In this post, Carsten Brühl informs about their recently published paper “Temporal coincidence of amphibian migration and pesticide applications on arable fields in spring”.

An adult crested newt in a stubble field (photo by K. Meier; ZALF).

An adult crested newt in a stubble field (photo by K. Meier; ZALF).

Agricultural intensification is discussed as a significant factor for the decline in amphibian populations. With 40% global land coverage, the agricultural landscape is regarded as one of the largest terrestrial biomes on Earth, and therefore represents an essential habitat for amphibians. For example, in 2009, about 52% of German land area was used for agriculture, 70% of which (about 130,000 km2) was cropped area with related pesticide applications.

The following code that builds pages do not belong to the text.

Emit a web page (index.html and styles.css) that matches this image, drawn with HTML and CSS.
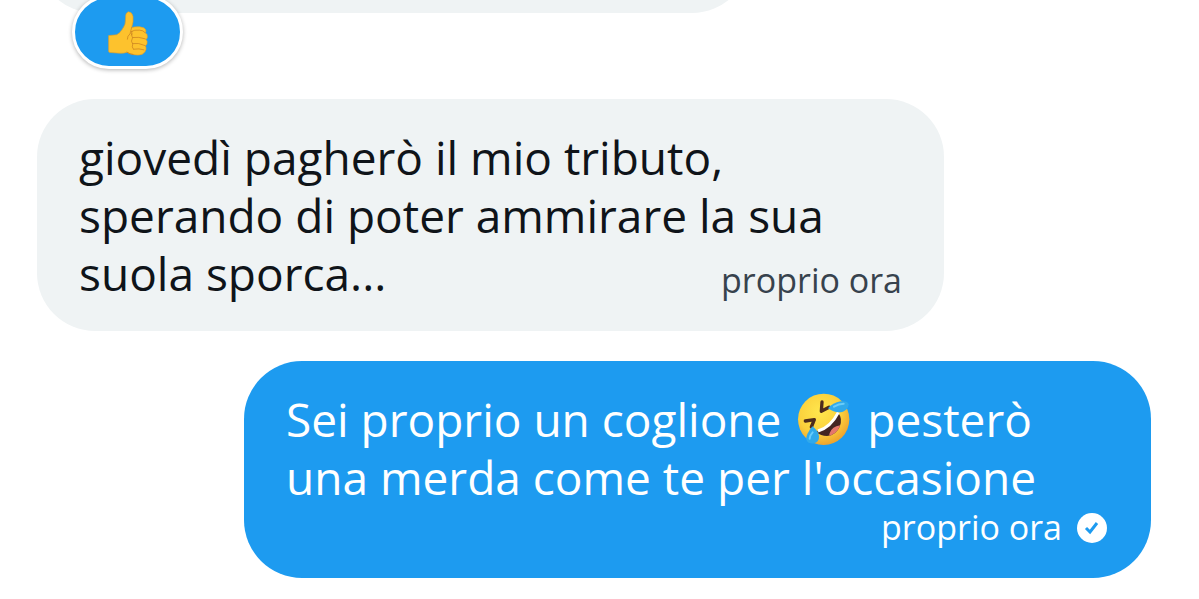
FILE: index.html
```
<!DOCTYPE html>
<html lang="it">
<head>
    <meta charset="UTF-8">
    <meta name="viewport" content="width=device-width, initial-scale=1.0">
    <title>Messaggi</title>
    <link rel="stylesheet" href="styles.css">
</head>
<body>
    <main class="chat">
        <div class="message received message-short">
            <button type="button" class="reaction" aria-label="Mi piace">
                <svg class="thumb" viewBox="144 30 126 140" aria-hidden="true">
                    <path d="M149 109 Q147 106 151 106 L173 104 Q183 99 190 87 Q201 75 200 53 Q199 37 209 35 Q219 36 222 49 Q224 63 218 82 Q228 79 242 80 Q258 82 260 89 Q262 94 259 98 Q266 102 265 110 Q265 115 261 118 Q266 123 264 130 Q263 135 259 137 Q262 142 261 148 Q259 157 250 162 Q238 167 222 163 Q212 162 204 156 Q195 160 183 159 L153 157 Q148 157 149 151 Z" fill="#fdc22d" stroke="#e7a021" stroke-width="2"/>
                    <path d="M218 82 L213 101 Q205 107 205 117 M217 94 Q226 88 242 90 Q252 90 258 97 M219 105 Q213 101 219 94 M220 112 Q239 109 259 116 M220 111 Q214 107 219 99 M221 130 Q238 127 258 136 M220 130 Q214 124 220 114 M224 147 Q240 144 255 149 M223 147 Q217 141 221 132 M204 156 Q212 162 222 163" fill="none" stroke="#c47a20" stroke-width="2" stroke-linecap="round"/>
                </svg>
            </button>
        </div>

        <div class="message received">
            <p class="text">giovedì pagherò il mio tributo,<br>sperando di poter ammirare la sua<br>suola sporca... <span class="time inline-time">proprio ora</span></p>
        </div>

        <div class="message sent">
            <p class="text">Sei proprio un coglione <svg class="emoji" viewBox="41 22 160 162" role="img" aria-label="Risata">
                    <defs>
                        <radialGradient id="face" cx="42%" cy="35%" r="65%">
                            <stop offset="0" stop-color="#ffe64d"/>
                            <stop offset="0.65" stop-color="#fbd03c"/>
                            <stop offset="1" stop-color="#efa52e"/>
                        </radialGradient>
                        <clipPath id="mouth">
                            <path d="M98 141 Q139 127 163 84 Q178 101 168 126 Q157 151 130 154 Q111 154 98 141 Z"/>
                        </clipPath>
                    </defs>
                    <circle cx="120" cy="104" r="77" fill="url(#face)"/>
                    <path d="M98 141 Q139 127 163 84 Q178 101 168 126 Q157 151 130 154 Q111 154 98 141 Z" fill="#432522"/>
                    <g clip-path="url(#mouth)">
                        <ellipse cx="160" cy="143" rx="26" ry="17" transform="rotate(-38 160 143)" fill="#e5766c"/>
                    </g>
                    <path d="M103 139 Q141 128 164 83" fill="none" stroke="#fff" stroke-width="9"/>
                    <path d="M115 52 L113 80 L136 68 M65 109 L92 105 L83 127" fill="none" stroke="#4d2b1c" stroke-width="10" stroke-linecap="round" stroke-linejoin="round"/>
                    <path d="M133 71 Q147 54 171 50 Q192 47 195 59 Q194 75 178 81 Q157 88 133 71 Z" fill="#30a9ea"/>
                    <path d="M151 66 Q165 57 180 57" fill="none" stroke="#68cdfb" stroke-width="6" stroke-linecap="round"/>
                    <path d="M86 125 Q103 137 106 154 Q107 171 92 176 Q74 179 68 165 Q66 150 86 125 Z" fill="#30a9ea"/>
                    <path d="M87 143 Q79 151 78 162" fill="none" stroke="#68cdfb" stroke-width="6" stroke-linecap="round"/>
                </svg> pesterò<br>una merda come te per l'occasione</p>
            <div class="meta">
                <span class="time">proprio ora</span>
                <svg class="check" viewBox="0 0 30 30" role="img" aria-label="Inviato">
                    <circle cx="15" cy="15" r="15" fill="#fff"/>
                    <path d="M9 15 L13 19 L20 10" fill="none" stroke="#1d9bf0" stroke-width="3"/>
                </svg>
            </div>
        </div>
    </main>
</body>
</html>
```
FILE: styles.css
```
* {
    margin: 0;
    padding: 0;
    box-sizing: border-box;
}

body {
    background: #fff;
    font-family: 'Open Sans', 'Noto Sans', sans-serif;
    overflow: hidden;
}

.chat {
    display: flex;
    flex-direction: column;
    justify-content: flex-end;
    gap: 30px;
    height: 100vh;
    padding: 0 48px 21px 37px;
}

.message {
    position: relative;
    flex-shrink: 0;
    width: calc(100% - 207px);
    padding: 29px 42px;
    border-radius: 58px;
}

.received {
    align-self: flex-start;
    background: #eff3f4;
    color: #0f1419;
}

.sent {
    align-self: flex-end;
    background: #1d9bf0;
    color: #fff;
}

/* leaves room under the bubble for the reaction */
.message-short {
    width: 64%;
    min-height: 116px;
    margin-bottom: 56px;
}

.text {
    font-size: 46px;
    line-height: 58px;
    white-space: nowrap;
}

.time {
    font-size: 34px;
    line-height: 43px;
}

.inline-time {
    float: right;
    padding-top: 15px;
    color: #37424d;
}

.meta {
    display: flex;
    justify-content: flex-end;
    align-items: center;
    gap: 15px;
    padding-right: 2px;
}

.check {
    width: 30px;
    height: 30px;
}

.emoji {
    width: 54px;
    height: 54px;
    margin: 0 4px;
    vertical-align: -9px;
}

.reaction {
    position: absolute;
    left: 35px;
    bottom: -56px;
    display: flex;
    justify-content: center;
    align-items: center;
    width: 111px;
    height: 74px;
    padding-top: 2px;
    border: 3px solid #fff;
    border-radius: 37px;
    background: #1d9bf0;
    box-shadow: 0 1px 4px rgba(0, 0, 0, 0.3);
    cursor: pointer;
}

.thumb {
    width: 42px;
    height: 47px;
}
```
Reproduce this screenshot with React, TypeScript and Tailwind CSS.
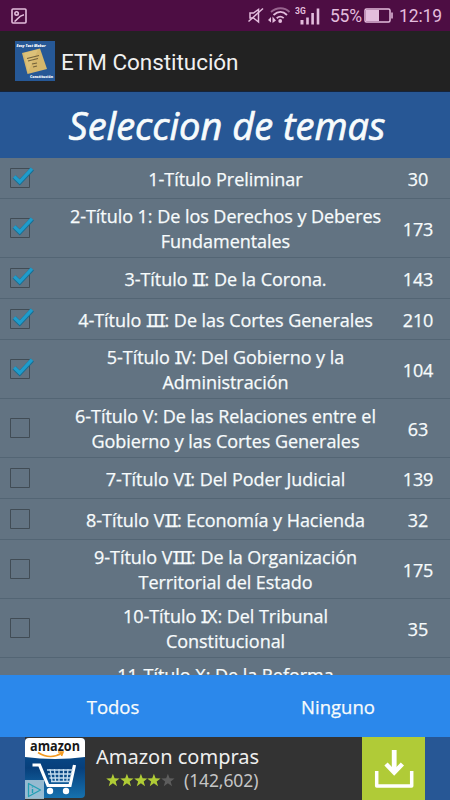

Although the public generally associates amphibians with an aquatic environment, most temperate amphibians live outside the breeding season in terrestrial habitats. In agricultural landscapes, breeding habitats (ponds and temporary wetlands) are often completely surrounded by arable land. Therefore for reproduction, amphibians regularly have to cross agricultural land during migration from terrestrial to aquatic habitats. During the terrestrial phase the uptake of pesticides through the skin can cause lethal or sub-lethal effects and recent laboratory studies showed high toxicity of commonly used pesticides to amphibians at field application rates. To date real terrestrial exposure data of amphibians based on crop and pesticide application data are lacking and therefore it is difficult to assess the realism of previously acquired laboratory data.

First analysis of coincidence of amphibian breeding migration and pesticide application

Pesticide management differs between crops and farms, particularly with regard to type, number, amount and date of pesticide applications. Such variations in pesticide application strategies result in different temporal coincidence with amphibian species. For the first time, the presence of four amphibian species in agricultural fields was monitored. Together with Gert Berger from the Leibniz Centre for Agricultural Landscape Research (ZALF) in Müncheberg, we analysed the temporal coincidence of more than 330 pesticide applications with the breeding migrations of adult amphibians in two years on 100 fields. The data was collected in a large field monitoring study in an intensively used agricultural landscape in the North-Eastern Plain of Germany. The researchers evaluated a realistic exposure to pesticides, including the potential interception by various crops at different growth stages.

Late migration species more affected

The study found that the level of species-specific coincidence depended on the performed pesticide management, determined by the timing, crop, number and type of pesticide applications. Late migrating species, such as European fire-bellied toad and common spadefoot toad, overlapped more with pesticide applications than early migrating species, such as moor frog. Up to 86% of the population of common spadefoot toad experienced a temporal coincidence with a single fungicide application in winter rape fields when the plants were comparatively high and 80% of the pesticide amount was expected to be intercepted by the plant material. In maize, 17% of the population of fire-bellied toad encountered a single herbicide application when the field was bare soil, therefore receiving the full field application rate. The data show that many amphibians can be present in fields when plants are high and therefore interception reduces the risk of direct overspray. Or a comparatively lower proportion of the population might receive a full field rate exposure of a pesticide. However the resulting effects of the detected coincidences are not clear since the toxicity of only few pesticides has been evaluated in laboratory studies. In the laboratory some pesticides resulted in 100% mortality at field rates and others reached 40% mortality at 10% of the field application rate. Additionally field data is only available for two years and pesticide effects are expected to take more time to show effects on the population size of amphibians.

Adjustment of pesticide management is necessary

To reduce temporal coincidence and thus potential risk of pesticide exposure of amphibians,  local monitoring of amphibian migration should be combined with adjusted pesticide management. There is also a need for a solid knowledge of the effects of pesticides and to introduce the issue in the regulatory registration procedures.

The article was authored by Patrick P. Lenhardt, Carsten A. Brühl, Gert Berger and was published in Basic and Applied Ecology.